▶ Prompt
Repeat every line exactly, keeping the pictures out of the copy.

▶ Data block

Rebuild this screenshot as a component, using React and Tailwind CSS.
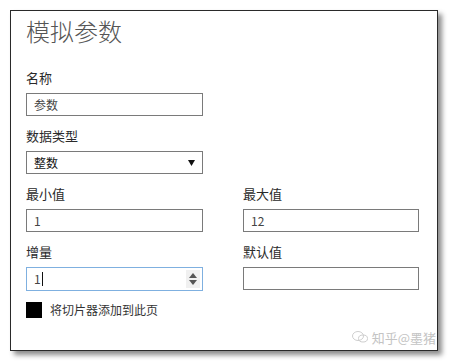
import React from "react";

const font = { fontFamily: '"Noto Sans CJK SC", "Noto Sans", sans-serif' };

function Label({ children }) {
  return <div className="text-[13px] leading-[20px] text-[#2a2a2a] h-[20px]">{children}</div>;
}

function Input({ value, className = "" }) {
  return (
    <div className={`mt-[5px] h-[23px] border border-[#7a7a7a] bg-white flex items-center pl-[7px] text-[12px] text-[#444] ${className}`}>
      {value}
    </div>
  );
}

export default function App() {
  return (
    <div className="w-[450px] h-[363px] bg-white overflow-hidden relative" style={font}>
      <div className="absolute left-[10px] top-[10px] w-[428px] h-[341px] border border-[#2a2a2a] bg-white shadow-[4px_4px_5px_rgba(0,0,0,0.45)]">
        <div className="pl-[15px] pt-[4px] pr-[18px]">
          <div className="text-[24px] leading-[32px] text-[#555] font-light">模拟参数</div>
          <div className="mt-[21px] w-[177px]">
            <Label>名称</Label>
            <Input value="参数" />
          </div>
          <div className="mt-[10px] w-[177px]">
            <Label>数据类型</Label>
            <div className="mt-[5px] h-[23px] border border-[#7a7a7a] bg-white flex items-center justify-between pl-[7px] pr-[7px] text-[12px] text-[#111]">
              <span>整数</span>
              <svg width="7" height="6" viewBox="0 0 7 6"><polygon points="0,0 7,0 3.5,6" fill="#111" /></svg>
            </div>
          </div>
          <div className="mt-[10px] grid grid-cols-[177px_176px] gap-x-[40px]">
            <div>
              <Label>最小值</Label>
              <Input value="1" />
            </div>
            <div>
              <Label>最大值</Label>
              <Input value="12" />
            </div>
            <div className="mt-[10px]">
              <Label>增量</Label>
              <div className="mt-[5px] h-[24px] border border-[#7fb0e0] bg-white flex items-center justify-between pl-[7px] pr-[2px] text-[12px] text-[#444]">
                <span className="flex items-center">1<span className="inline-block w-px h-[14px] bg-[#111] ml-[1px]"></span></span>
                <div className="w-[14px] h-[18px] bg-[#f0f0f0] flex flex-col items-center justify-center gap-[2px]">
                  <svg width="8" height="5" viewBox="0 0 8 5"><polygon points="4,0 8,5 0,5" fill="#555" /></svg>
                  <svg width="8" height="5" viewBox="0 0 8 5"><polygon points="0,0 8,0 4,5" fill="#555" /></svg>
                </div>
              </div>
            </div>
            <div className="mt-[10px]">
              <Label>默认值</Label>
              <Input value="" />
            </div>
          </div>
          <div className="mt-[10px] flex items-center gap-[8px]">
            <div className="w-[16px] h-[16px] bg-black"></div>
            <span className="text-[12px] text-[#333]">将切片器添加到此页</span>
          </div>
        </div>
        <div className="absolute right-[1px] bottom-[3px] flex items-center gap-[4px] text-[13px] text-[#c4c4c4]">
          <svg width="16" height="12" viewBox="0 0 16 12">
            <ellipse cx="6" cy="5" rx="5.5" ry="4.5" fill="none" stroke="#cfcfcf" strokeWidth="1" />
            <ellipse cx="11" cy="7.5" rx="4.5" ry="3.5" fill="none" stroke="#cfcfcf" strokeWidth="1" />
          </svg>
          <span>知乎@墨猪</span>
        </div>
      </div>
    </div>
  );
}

▶ Solution
Rebuild this screenshot as a component, using React and Tailwind CSS.
import React from "react";

const font = { fontFamily: '"Noto Sans CJK SC", "Noto Sans", sans-serif' };

function Label({ children }) {
  return <div className="text-[13px] leading-[20px] text-[#2a2a2a] h-[20px]">{children}</div>;
}

function Input({ value, className = "" }) {
  return (
    <div className={`mt-[5px] h-[23px] border border-[#7a7a7a] bg-white flex items-center pl-[7px] text-[12px] text-[#444] ${className}`}>
      {value}
    </div>
  );
}

export default function App() {
  return (
    <div className="w-[450px] h-[363px] bg-white overflow-hidden relative" style={font}>
      <div className="absolute left-[10px] top-[10px] w-[428px] h-[341px] border border-[#2a2a2a] bg-white shadow-[4px_4px_5px_rgba(0,0,0,0.45)]">
        <div className="pl-[15px] pt-[4px] pr-[18px]">
          <div className="text-[24px] leading-[32px] text-[#555] font-light">模拟参数</div>
          <div className="mt-[21px] w-[177px]">
            <Label>名称</Label>
            <Input value="参数" />
          </div>
          <div className="mt-[10px] w-[177px]">
            <Label>数据类型</Label>
            <div className="mt-[5px] h-[23px] border border-[#7a7a7a] bg-white flex items-center justify-between pl-[7px] pr-[7px] text-[12px] text-[#111]">
              <span>整数</span>
              <svg width="7" height="6" viewBox="0 0 7 6"><polygon points="0,0 7,0 3.5,6" fill="#111" /></svg>
            </div>
          </div>
          <div className="mt-[10px] grid grid-cols-[177px_176px] gap-x-[40px]">
            <div>
              <Label>最小值</Label>
              <Input value="1" />
            </div>
            <div>
              <Label>最大值</Label>
              <Input value="12" />
            </div>
            <div className="mt-[10px]">
              <Label>增量</Label>
              <div className="mt-[5px] h-[24px] border border-[#7fb0e0] bg-white flex items-center justify-between pl-[7px] pr-[2px] text-[12px] text-[#444]">
                <span className="flex items-center">1<span className="inline-block w-px h-[14px] bg-[#111] ml-[1px]"></span></span>
                <div className="w-[14px] h-[18px] bg-[#f0f0f0] flex flex-col items-center justify-center gap-[2px]">
                  <svg width="8" height="5" viewBox="0 0 8 5"><polygon points="4,0 8,5 0,5" fill="#555" /></svg>
                  <svg width="8" height="5" viewBox="0 0 8 5"><polygon points="0,0 8,0 4,5" fill="#555" /></svg>
                </div>
              </div>
            </div>
            <div className="mt-[10px]">
              <Label>默认值</Label>
              <Input value="" />
            </div>
          </div>
          <div className="mt-[10px] flex items-center gap-[8px]">
            <div className="w-[16px] h-[16px] bg-black"></div>
            <span className="text-[12px] text-[#333]">将切片器添加到此页</span>
          </div>
        </div>
        <div className="absolute right-[1px] bottom-[3px] flex items-center gap-[4px] text-[13px] text-[#c4c4c4]">
          <svg width="16" height="12" viewBox="0 0 16 12">
            <ellipse cx="6" cy="5" rx="5.5" ry="4.5" fill="none" stroke="#cfcfcf" strokeWidth="1" />
            <ellipse cx="11" cy="7.5" rx="4.5" ry="3.5" fill="none" stroke="#cfcfcf" strokeWidth="1" />
          </svg>
          <span>知乎@墨猪</span>
        </div>
      </div>
    </div>
  );
}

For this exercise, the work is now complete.